In 2008, Obama was running on “hope” and “change.” In 2018, Abrams is running against hate, despair and an oligarchy that has turned the White House into a kleptocracy. Donald Trump is all the way up in Washington, D.C., but his policies are pushing Abrams to warn her supporters of what could happen if a Republican wins the governor’s race: Trump 2.0.
“In 2016, Georgia came within 200,000 votes of making sure the orange occupant did not take the White House,” she tells her supporters at the MARTA stop that morning. “For too long, we haven’t done the work of touching every single person. We talk to people we know about the things we like and we hope they’ll figure it out. But we know the way to create change is to reach out beyond ourselves.”

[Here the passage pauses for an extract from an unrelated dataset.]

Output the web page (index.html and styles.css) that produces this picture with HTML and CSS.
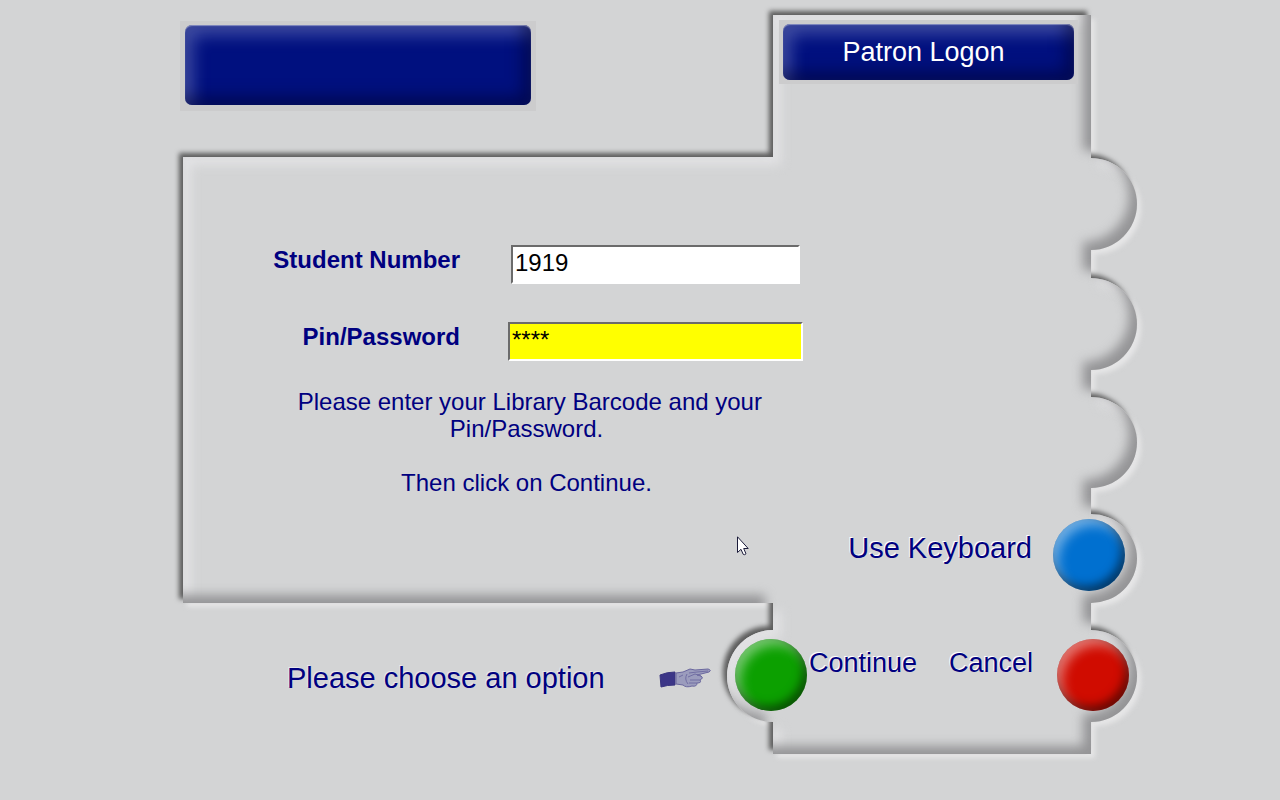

Then, she returns to the story of how she was denied entry to the governor’s mansion, a rallying cry for the dozens of supporters surrounding her.
“All I remember was a man at a gate, telling me that I don’t belong. Telling me this wasn’t my state. That I possibly couldn’t deserve to be inside,” she says. “I think about that when I’m standing here because MARTA got me from Decatur to the governor’s mansion before, and today, I think it’s going to do it again.”
From there, her small group of canvassers splits up into groups, maps out which parts of Decatur they’ll target and get to knocking on doors of residents they hope will get Abrams into the governor’s mansion. This time, the guard will know her name.